If new, or built within 2 years, the security must have a warranty guarantee. The Building warranties we'll accept include:

  • NHBC
  • LABC
  • Build-zone
  • Premier Guarantee
  • One Guarantee
  • ABC+
  • Build Assure (New Home Structural Defects Insurance)
  • Checkmate's Castle 10 (where out buildings such as a detached garage are also being constructed, an endorsement to include these in cover is required).
  • Global Home Warranties (Structural Defects Insurance)
  • The Q Policy for Residential Properties
  • The Q Policy for Bespoke Properties - detached only
  • International Construction Warranties (ICW)
  • Ark Residential New Build Latent Defects Insurance - where a detached garage/outbuilding has been constructed at the same time as the main building, the policy must include an endorsement confirming cover for the detached garage/outbuilding.
  • Advantage - there must be no more than ten units in any continuous structure
  • Aedis - there must be no more than 20 units in the structure.
  • BLP - formerly known as Building Life Plan (excluding self builds under construction). These policies are underwritten by Allianz Global but written by BLP.
  • Protek
  • Professional Consultant's Certificate issued by an architect/surveyor. The Certificate is checked by the solicitor and must comply with the requirements of the UK Finance Lenders Handbook.
  • CRL new build 10 year structural defects insurance policy for residential property*.

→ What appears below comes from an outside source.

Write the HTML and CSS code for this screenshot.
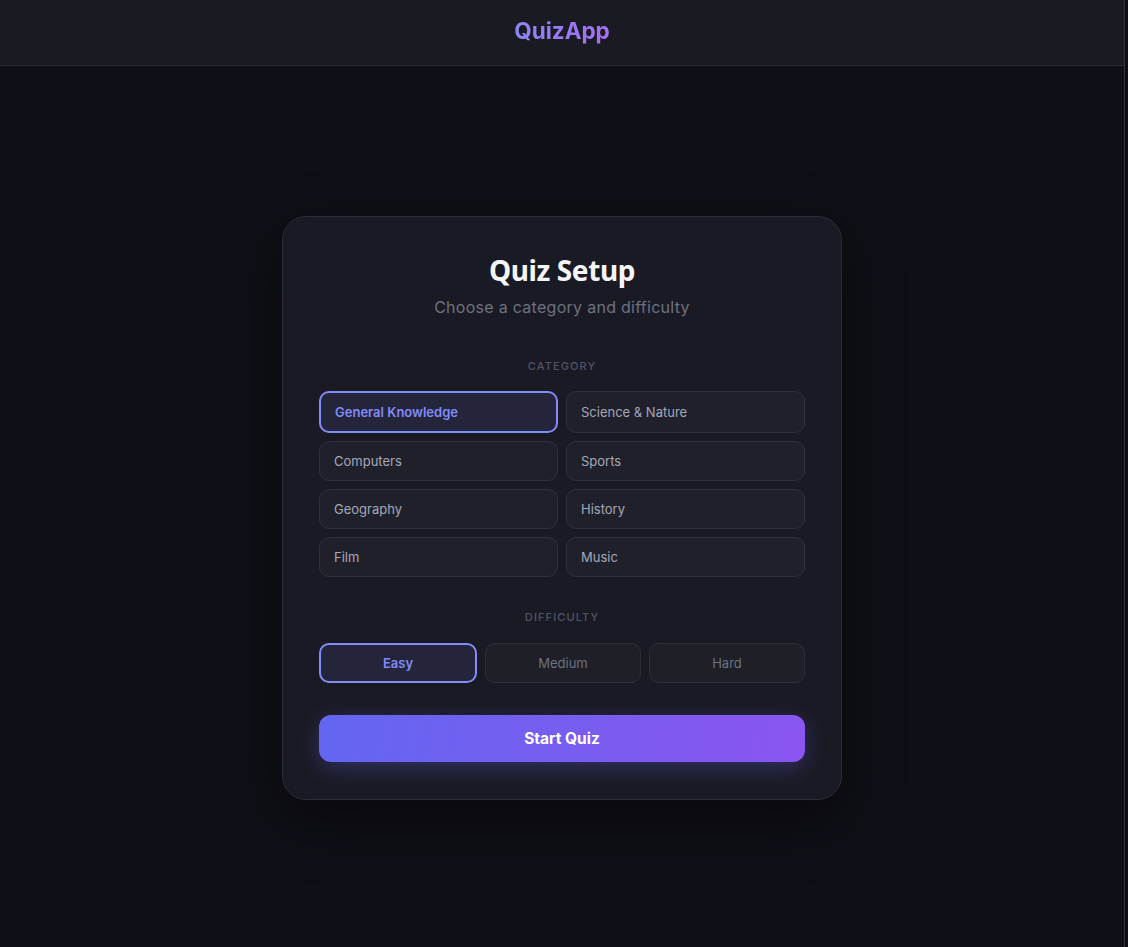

*The Mortgage Works will only accept a CRL new build 10 year structural defects insurance policy in the following circumstances:

  • The final certificate is dated 04/09/2019 or earlier, and the underwriter is International General Insurance Company (UK) Ltd (IGI) or CGICE
  • The final certificate is dated 05/09/2019 or later, and the underwriter is International General Insurance Company (UK) Ltd (IGI) and the final certificate has been signed by Ark Insurance Group Ltd. Arks final certificates are titled: ‘10 year Structural Defect Insurance Policy’. All final certificates signed off by Ark are proof that the warranty is acceptable.

We won't accept the warranties in the following circumstances:

  • On New Build properties underwritten by Alpha.
  • On second-hand properties being sold by first or subsequent owner and properties under two years old, with the warranty underwritten by Alpha.

If another building warranty has been issued that's not listed above or you have any questions, please contact us on Broker Chat.


New Build property lease terms (includes office conversions)

  • Minimum acceptable lease term on New Build properties is 125 years for flats and 250 years for houses.
  • Maximum starting ground rent on all New Build properties with a leasehold tenure is limited to 0.1% of the property value.
  • Ground rent must be reasonable at all times during the lease term. For example, ground rent escalation should be linked to RPI (Retail Price Index) or a similar index, and unreasonable multipliers of ground rent will not be permitted, for example doubling every 5, 10 or 15 years.

New Build Estate Charges

  • Estate Rent Charges, or Estate Management Charges, can apply to freehold or leasehold properties.
  • Charges must be reasonable at all times. Where charges are greater than £500 per annum, we’ll need to be advised what the charges cover so the valuer can assess whether the valuation is affected.

Valuation criteria

  • Leasehold properties must have a minimum lease of 70 years at application.
  • The valuer must be satisfied that there is a market for any property taking the lease term into consideration.
  • Although an application may meet the guidelines above, the property may still be declined by the valuer, e.g. a mortgage application in England for a 20 year term with a 71 year unexpired lease is within policy, but the valuer may advise the property is not readily marketable and saleable and we will therefore not consider the property as suitable security.

Construction types

Traditional Construction

The following are regarded as traditional construction and normal lending terms apply:

Walls

  • Cavity outer walls of brick/reconstituted stone/block (including rendered walls) with inner walls of brick or block.
  • Timber framed property with outer walls of brick/reconstituted stone/block (including rendered walls), built 1970 or after.
  • Solid stone (eg limestone, granite).
  • Cob - or any regional variant (for example cobb, clom and Wychert).

Roof

  • Tile (concrete)
  • Slate
  • Thatch (reed or straw)
  • Felt, asphalt
  • Copper, lead

Non Traditional Construction

Many properties have been built using a variety of other construction methods. Lending terms vary depending on construction types and if a repair scheme, where appropriate, has been used. Where a property is of non traditional construction please contact your usual Service Centre with the following details for further advice:

  • The name of the type of construction
  • Year built (if known)
  • Flat/terrace/semi or detached
  • Details of any repair scheme if appropriate and if the scheme applies to the whole block (e.g. the whole terrace/both semi's)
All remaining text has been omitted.